In the late nineties, I joined Starbucks Coffee Company as their CIO with a mission to enable and drive unprecedented growth in stores and global brand awareness. Very rapidly, we implemented an iterative model that achieved increases of “store-openings-per-day” from 1 to an average of 5.5 store openings globally per day. We pushed from the North American continent to Asia (see Starbucks Japan IPO) and to Western Europe.

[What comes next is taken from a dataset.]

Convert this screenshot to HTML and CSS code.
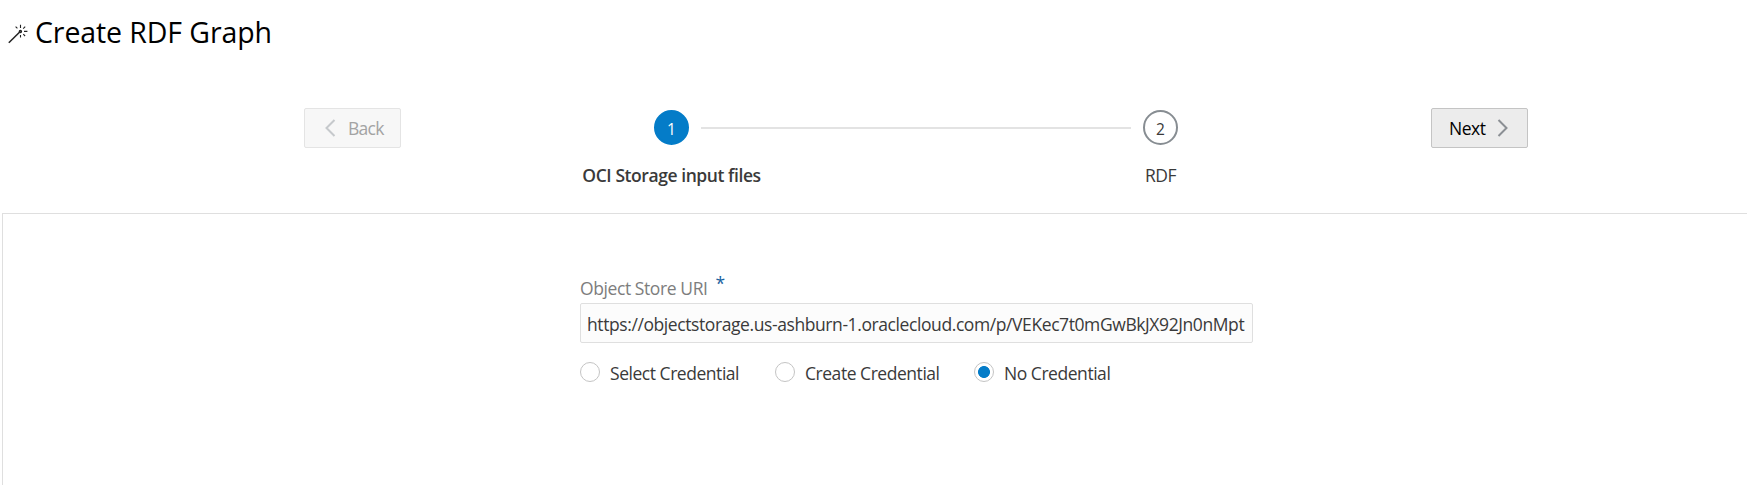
FILE: index.html
```
<!DOCTYPE html>
<html lang="en">
<head>
<meta charset="utf-8">
<title>Create RDF Graph</title>
<link rel="stylesheet" href="styles.css">
</head>
<body>
<header class="title">
  <svg class="wand" width="20" height="20" viewBox="0 0 20 20" fill="none" stroke="#222" stroke-width="1.5"><path d="M.8 18.8 11.5 8.2"/><circle cx="12.4" cy="7.4" r="1"/><path stroke-width="1.1" d="M12.5.8v3.2M12.5 11v2.4M16 7.4h3.4M7.6 2.6l1.8 1.8M17.2 2.6l-2 2M15.3 10.2l1.8 1.8"/></svg>
  <h1>Create RDF Graph</h1>
</header>
<nav class="wizard">
  <button class="btn back" disabled><svg width="11" height="18" viewBox="0 0 11 18"><path d="M9.5 1 1.5 9l8 8"/></svg><span class="back-text">Back</span></button>
  <ol class="train">
    <li class="step"><span class="dot current">1</span><span class="label strong">OCI Storage input files</span></li>
    <li class="rail"></li>
    <li class="step"><span class="dot">2</span><span class="label">RDF</span></li>
  </ol>
  <button class="btn next"><span>Next</span><svg width="11" height="18" viewBox="0 0 11 18"><path d="m1.5 1 8 8-8 8"/></svg></button>
</nav>
<main class="panel">
  <form class="form">
    <div class="field-label"><span class="label-text">Object Store URI</span><span class="star">*</span></div>
    <div class="input"><span class="uri">https://objectstorage.us-ashburn-1.oraclecloud.com/p/VEKec7t0mGwBkJX92Jn0nMpt</span></div>
    <div class="radios">
      <label class="radio first"><i class="ring"></i><span>Select Credential</span></label>
      <label class="radio second"><i class="ring"></i><span>Create Credential</span></label>
      <label class="radio"><i class="ring on"></i><span>No Credential</span></label>
    </div>
  </form>
</main>
</body>
</html>
```
FILE: styles.css
```
* { box-sizing: border-box; }
body { margin: 0; height: 485px; overflow: hidden; background: #fff; color: #3a3a3a; font: 400 17.5px/24px "Open Sans", "Noto Sans", sans-serif; letter-spacing: -0.46px; white-space: nowrap; }
.title { display: flex; height: 108px; padding: 13px 0 0 8px; }
.wand { margin: 11px 7px 0 0; }
h1 { margin: 0; font-size: 28.5px; line-height: 38px; font-weight: 400; color: #000; letter-spacing: -0.1px; }
.wizard { display: flex; height: 105px; padding-left: 304px; align-items: flex-start; }
.btn { display: flex; align-items: center; width: 97px; height: 40px; padding: 0; border: 1px solid #c4c4c4; border-radius: 2px; background: #ececec; color: #000; font: inherit; letter-spacing: inherit; }
.btn svg { fill: none; stroke: #8b8f94; stroke-width: 2; flex: none; }
.back { padding-left: 20px; border-color: #e4e4e4; background: #f7f7f7; color: #a3a3a3; }
.back svg { stroke: #c6c9cc; margin-right: 12px; }
.back-text { letter-spacing: -0.75px; }
.next { padding-left: 17px; }
.next svg { margin-left: auto; margin-right: 19px; }
.train { display: flex; width: 660px; margin: 2px 185px 0; padding: 0; list-style: none; justify-content: space-between; }
.step { display: flex; flex-direction: column; align-items: center; width: 171px; }
.rail { width: 430px; height: 2px; margin: 17px -56px 0 -56px; background: #e3e3e3; flex: none; }
.dot { width: 35px; height: 35px; border: 2px solid #878d92; border-radius: 50%; font-size: 15.5px; line-height: 35px; text-align: center; letter-spacing: 0; }
.current { border-color: #047cc8; background: #047cc8; color: #fff; }
.label { margin-top: 18px; }
.strong { font-weight: 600; letter-spacing: -0.43px; }
.panel { margin-left: 2px; height: 272px; border: solid #dfdfdf; border-width: 1px 0 0 1px; padding: 62px 0 0 577px; }
.form { width: 673px; }
.field-label { display: flex; height: 27px; color: #7d7d7d; letter-spacing: -0.41px; }
.star { margin: -5px 0 0 8px; color: #1a62a0; }
.input { height: 40px; padding: 8px 0 0 6px; border: 1px solid #dfdfdf; border-radius: 2px; background: #fcfcfc; }
.uri { letter-spacing: -0.41px; }
.radios { display: flex; height: 20px; margin-top: 19px; }
.radio { display: flex; gap: 10px; height: 20px; line-height: 23px; }
.first { width: 195px; }
.second { width: 199px; }
.ring { width: 20px; height: 20px; border: 1px solid #c4c4c4; border-radius: 50%; flex: none; }
.on { background: radial-gradient(circle, #047cc8 5.6px, transparent 6.3px); }
```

We launched the Starbucks customer “Loyalty Card” and entrenched a financial juggernaut by burning-then-crushing-then watering down beans that grew on trees. I’ll never forget during a time of heady celebration (behind the scenes during one of our glory-filled Annual Stockholder sessions) – remember, we were splitting and recovering full price for our shares every couple of months back then. Howard came in and observed our spontaneous outpouring of success and self-aggrandizement. He pointed out that indeed, our achievements were solid and for that we must feel empowered. But his message was poignant in that he reminded us we had not yet accomplished our committed objective and that the only way we would succeed would be to stay focused on the bigger picture. To create a social platform where people could meet, relax, discuss, and share. It was indeed important to remember we were not a Company purveying coffee – we were building the “Third Place” – in addition to home and work, Starbucks would someday be recognized as that warm, inviting, comfortable, dependable, familiar “Third Place” where gatherings were spontaneous, organic, and conducive for social interactions, insulated from judgment.
Lesson 2: Others sell coffee today – however, it is clear that Howard’s vision still resonates in the halls of SBUX and the streets around the world. Indeed, we know what scenes from that movie look like today.
Startup Health reported that Q3 2017 is documented as the largest to date with more than $2.5 billion invested in digital health. This is terrific as we know there are ample resources available to enable continued momentum in the quest for reinvention and positive change in the healthcare landscape. I encourage all to take appropriate time to celebrate as you endeavor to reverse the current dominant design of our healthcare industry. It’s important to have fun along the way. But for those who maintain unwavering focus on the big picture – we don’t have far to look for real-life examples of what the next “scenes from your movie” will show us.